Mu and his co-authors were studying the transcription factors called Onecut1 and Onecut2 using knockout mice, which lacked either or both of the transcription factors.  Previously, they had discovered that Onecut1 and Onecut2 were responsible for normal development of horizontal cells, which make it possible for eyes to adjust to see well in both bright and dim light conditions.  

In the current research, they found that when mice lacked both transcription factors, there were other significant losses, including abnormal development of cones (one of the retina’s two important photoreceptor cell types), retinal ganglion cells and amacrine cells. “All these cell types are essential for normal vision, and defects in any of them can lead to vision loss, even blindness,” explains Mu.

The UB researchers’ finding that these two transcription factors regulate the formation of multiple retinal neurons during embryonic development suggests that they play an even more significant role than was previously appreciated in the development of the vision system in mammals.

“Development of the vision system, including the retina, is a complex but tightly regulated process,” explains Mu. Two waves of cell type formation are involved as the retina develops, the early wave and the late wave.

“Each wave leads to the development of several cell types,” explains Mu, “but it has been a mystery regarding why there are these two waves and what is the genetic basis for them. Our study found that Onecut1 and Onecut2 regulate the first wave, which sheds light on how the generation of different retinal cell types is coordinated.”

Understanding normal development is key to developing therapies for many genetic diseases, including genetic eye diseases, Mu continues. “It is conceivable that in the future we will learn that mutations in these genes cause defects in the human retina,” he says.

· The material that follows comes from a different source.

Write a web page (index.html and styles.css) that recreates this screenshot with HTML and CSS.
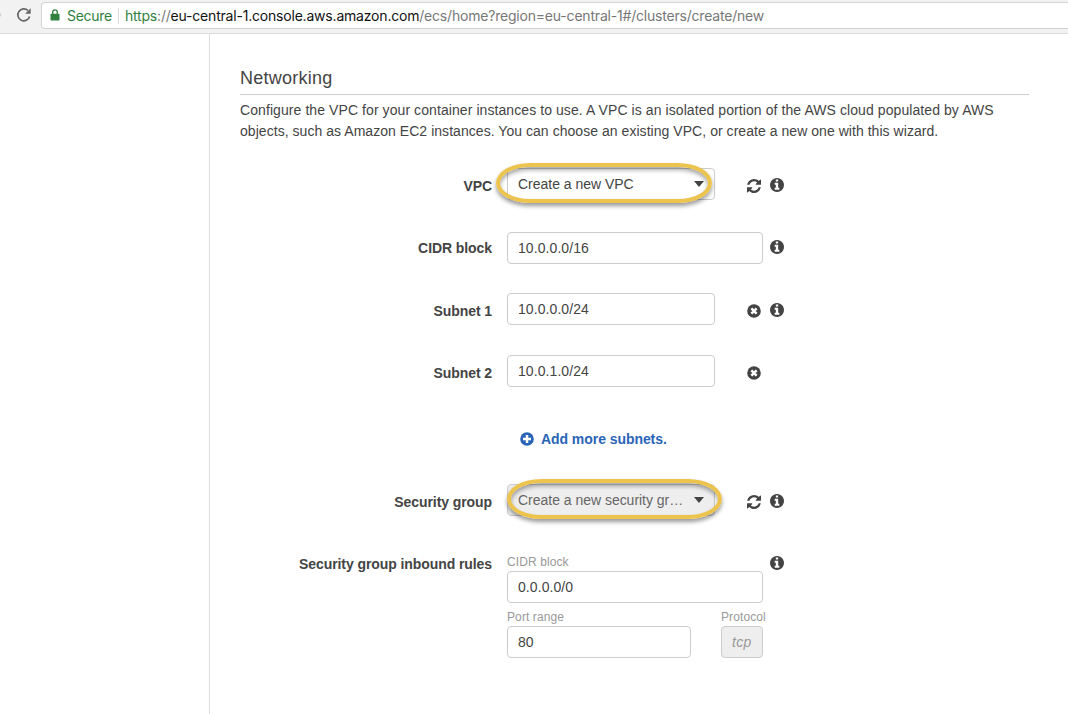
FILE: index.html
```html
<!DOCTYPE html>
<html lang="en">
<head>
<meta charset="utf-8">
<title>Create cluster</title>
<link rel="stylesheet" href="styles.css">
</head>
<body>
<svg class="sprite" aria-hidden="true">
  <symbol id="refresh" viewBox="0 0 1536 1536"><path d="M1511 928q0 5-1 7-64 268-268 434.500t-478 166.500q-146 0-282.500-55t-243.500-157l-129 129q-19 19-45 19t-45-19-19-45v-448q0-26 19-45t45-19h448q26 0 45 19t19 45-19 45l-137 137q71 66 161 102t187 36q134 0 250-65t186-179q11-17 53-117 8-23 30-23h192q13 0 22.500 9.500t9.500 22.500zm25-800v448q0 26-19 45t-45 19h-448q-26 0-45-19t-19-45 19-45l138-138q-148-137-349-137-134 0-250 65t-186 179q-11 17-53 117-8 23-30 23h-199q-13 0-22.500-9.500t-9.500-22.500v-7q65-268 270-434.500t480-166.500q146 0 284 55.500t245 156.500l130-129q19-19 45-19t45 19 19 45z"/></symbol>
  <symbol id="info" viewBox="0 0 1536 1536"><path d="M1024 1248v-160q0-14-9-23t-23-9h-96v-512q0-14-9-23t-23-9h-320q-14 0-23 9t-9 23v160q0 14 9 23t23 9h96v320h-96q-14 0-23 9t-9 23v160q0 14 9 23t23 9h448q14 0 23-9t9-23zm-128-896v-160q0-14-9-23t-23-9h-192q-14 0-23 9t-9 23v160q0 14 9 23t23 9h192q14 0 23-9t9-23zm640 416q0 209-103 385.500t-279.500 279.500-385.500 103-385.500-103-279.500-279.500-103-385.500 103-385.500 279.500-279.500 385.500-103 385.500 103 279.500 279.500 103 385.500z"/></symbol>
  <symbol id="remove" viewBox="0 0 14 14"><circle cx="7" cy="7" r="6.800"/><path class="cut" d="M4.400 4.400l5.200 5.200M9.600 4.400l-5.200 5.200"/></symbol>
  <symbol id="add" viewBox="0 0 14 14"><circle cx="7" cy="7" r="6.800"/><path class="cut" d="M7 3v8M3 7h8"/></symbol>
</svg>

<header class="toolbar">
  <svg class="forward" viewBox="0 0 3 8"><path d="M0 1l2 3-2 3z"/></svg>
  <svg class="reload" viewBox="0 0 16 16"><path class="arc" d="M13.600 9.400A6 6 0 1 1 12 3.500"/><path d="M14.700 1.200v5.600H9.100z"/></svg>
  <div class="address">
    <svg class="lock" viewBox="0 0 10 12"><path class="shackle" d="M2.700 6V3.200a2.200 2.200 0 0 1 4.600 0V6"/><rect x="0.500" y="4.800" width="9" height="6.700" rx="0.800"/></svg>
    <span class="secure">Secure</span>
    <span class="url"><span class="scheme">https</span>://<span class="host">eu-central-1.console.aws.amazon.com</span>/ecs/home?region=eu-central-1#/clusters/create/new</span>
  </div>
</header>

<div class="page">
  <aside class="sidebar"></aside>
  <main class="content">
    <h2 class="title">Networking</h2>
    <p class="intro"><span class="line1">Configure the VPC for your container instances to use. A VPC is an isolated portion of the AWS cloud populated by AWS</span><br><span class="line2">objects, such as Amazon EC2 instances. You can choose an existing VPC, or create a new one with this wizard.</span></p>

    <div class="row">
      <label class="label">VPC</label>
      <div class="field medium raised select">Create a new VPC<span class="caret"></span><span class="highlight ring-vpc"></span></div>
      <div class="icons"><svg class="icon"><use href="#refresh"/></svg><svg class="icon info"><use href="#info"/></svg></div>
    </div>
    <div class="row cidr">
      <label class="label">CIDR block</label>
      <div class="field wide">10.0.0.0/16</div>
      <div class="icons"><svg class="icon info"><use href="#info"/></svg></div>
    </div>
    <div class="row">
      <label class="label">Subnet 1</label>
      <div class="field medium raised">10.0.0.0/24</div>
      <div class="icons"><svg class="icon"><use href="#remove"/></svg><svg class="icon info"><use href="#info"/></svg></div>
    </div>
    <div class="row subnet-last">
      <label class="label">Subnet 2</label>
      <div class="field medium raised">10.0.1.0/24</div>
      <div class="icons start"><svg class="icon"><use href="#remove"/></svg></div>
    </div>
    <div class="row">
      <span></span>
      <a class="add"><svg class="icon"><use href="#add"/></svg><span>Add more subnets.</span></a>
    </div>
    <div class="row">
      <label class="label">Security group</label>
      <div class="field medium raised select disabled">Create a new security gr…<span class="caret"></span><span class="highlight ring-group"></span></div>
      <div class="icons"><svg class="icon"><use href="#refresh"/></svg><svg class="icon info"><use href="#info"/></svg></div>
    </div>
    <div class="row">
      <label class="label">Security group inbound rules</label>
      <div class="rule">
        <div class="caption">CIDR block</div>
        <div class="field wide">0.0.0.0/0</div>
        <div class="rule-line">
          <div><div class="caption">Port range</div><div class="field port">80</div></div>
          <div class="protocol"><div class="caption">Protocol</div><div class="field tcp">tcp</div></div>
        </div>
      </div>
      <div class="icons"><svg class="icon info"><use href="#info"/></svg></div>
    </div>
  </main>
</div>
</body>
</html>
```
FILE: styles.css
```css
* { box-sizing: border-box; }
body {
  margin: 0;
  height: 714px;
  overflow: hidden;
  background: #fff;
  color: #444;
  font: 14px/21px "Liberation Sans", Arial, sans-serif;
}
.sprite { display: none; }
.cut { fill: none; stroke: #fff; stroke-width: 2.500; }

.toolbar {
  display: flex;
  height: 34px;
  background: #f2f2f2;
  border-bottom: 1px solid #dcdcdc;
  font: 14px/26px Inter, sans-serif;
}
.forward { width: 2px; height: 8px; margin-top: 11px; fill: #ccc; }
.reload { width: 16px; height: 16px; margin: 7px 9px 0 14px; fill: #666; }
.arc { fill: none; stroke: #666; stroke-width: 1.700; }
.address {
  display: flex;
  flex: 1;
  height: 27px;
  margin-top: 2px;
  border: 1px solid #d4d4d4;
  border-right: 0;
  border-radius: 4px 0 0 4px;
  background: #fff;
  color: #777;
  white-space: nowrap;
}
.lock { width: 10px; height: 12px; margin: 6px 7px 0 8px; fill: #31813e; }
.shackle { fill: none; stroke: #31813e; stroke-width: 1.300; }
.secure { width: 52px; height: 16px; margin: 5px 6px 0 0; line-height: 16px; color: #31813e; border-right: 1px solid #d8d8d8; letter-spacing: -0.3px; }
.url { letter-spacing: -0.2px; }
.scheme { color: #31813e; }
.host { color: #111; }

.page { display: flex; height: 680px; }
.sidebar { width: 210px; border-right: 1px solid #ddd; }
.content { width: 819px; padding: 32px 0 0 30px; }
.title {
  height: 29px;
  margin: 0;
  border-bottom: 1px solid #ccc;
  font-size: 18px;
  font-weight: 400;
  line-height: 24px;
  letter-spacing: 0.25px;
}
.intro { height: 75px; margin: 0; padding-top: 5px; white-space: nowrap; }
.line1 { letter-spacing: 0.079px; }
.line2 { letter-spacing: 0.045px; }

.row { display: grid; grid-template-columns: 252px 255px 37px; height: 62px; }
.row > :nth-child(2) { margin-left: 15px; }
.row.cidr { height: 63px; }
.row.subnet-last { height: 67px; }
.label { line-height: 32px; font-weight: 700; text-align: right; white-space: nowrap; letter-spacing: -0.08px; }
.field {
  height: 32px;
  padding: 0 10px;
  border: 1px solid #ccc;
  border-radius: 4px;
  background: #fff;
  line-height: 30px;
  letter-spacing: 0.08px;
  white-space: nowrap;
}
.raised { margin-top: -2px; }
.medium { width: 208px; }
.wide { width: 256px; }
.select { position: relative; display: flex; justify-content: space-between; align-items: center; letter-spacing: -0.02px; }
.caret { border: 5.500px solid transparent; border-top: 6px solid #444; border-bottom: 0; }
.disabled { background: #eee; color: #666; }
.highlight {
  position: absolute;
  border: 4px solid #ecc44d;
  border-radius: 34px / 20px;
  box-shadow: 0 3px 4px rgba(0, 0, 0, .4), inset 0 3px 4px rgba(0, 0, 0, .35);
}
.ring-vpc { inset: -6px 2px -4px -12px; }
.ring-group { inset: -6px -8px -4px -1px; }

.icons { display: flex; justify-content: flex-end; gap: 9px; padding-top: 9px; }
.icons.start { justify-content: flex-start; }
.icon { width: 14px; height: 14px; fill: #444; }
.icon.info { margin-top: -1px; }
.add { display: flex; align-items: center; gap: 7px; height: 31px; padding-left: 13px; color: #2a64b7; font-weight: 700; letter-spacing: -0.06px; white-space: nowrap; }
.add .icon { margin-top: -1px; fill: #2a64b7; }

.rule { margin-top: 4px; }
.caption { height: 19px; color: #999; font-size: 12px; line-height: 20px; letter-spacing: 0.1px; }
.rule-line { display: flex; gap: 30px; width: 262px; margin-top: 4px; }
.port { width: 184px; }
.tcp { width: 42px; background: #eee; color: #999; font-style: italic; letter-spacing: 0.3px; }
```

“One approach under development by many scientists is to generate functional retinal neurons in culture and to use them to replace the diseased ones,” says Mu. “Conceivably, what we learned here may in the future be applied to such efforts.”  

The research was supported by the National Eye Institute, the Whitehall Foundation, the SUNY Research Collaboration Fund, Research to Prevent Blindness and resources and facilities provided by the Veterans Administration WNY Healthcare System.

The collaborators

First author on the paper is Darshan Sapkota, PhD, a former biochemistry graduate student in Mu’s lab, who is now a postdoctoral fellow at Washington University in St. Louis. Other co-authors from the UB Department of Ophthalmology, Ross Eye Institute are Hemabindu Chintala, PhD, postdoctoral associate; Fuguo Wu, PhD, research scientist; Zihua Hu, PhD, assistant professor; and Steven J. Fliesler, PhD, Meyer H. Riwchun Endowed Chair Professor, vice-chair and director of research and professor in the Department of Biochemistry and research health scientist at the Veterans Affairs Western New York Healthcare System.

Mu, Sapkota, Chintala and Hu are or were members of the Developmental Genomics Group of UB’s New York State Center of Excellence in Bioinformatics and Life Sciences. Hu is a bioinformatics computational scientist in UB’s Center for Computational Research.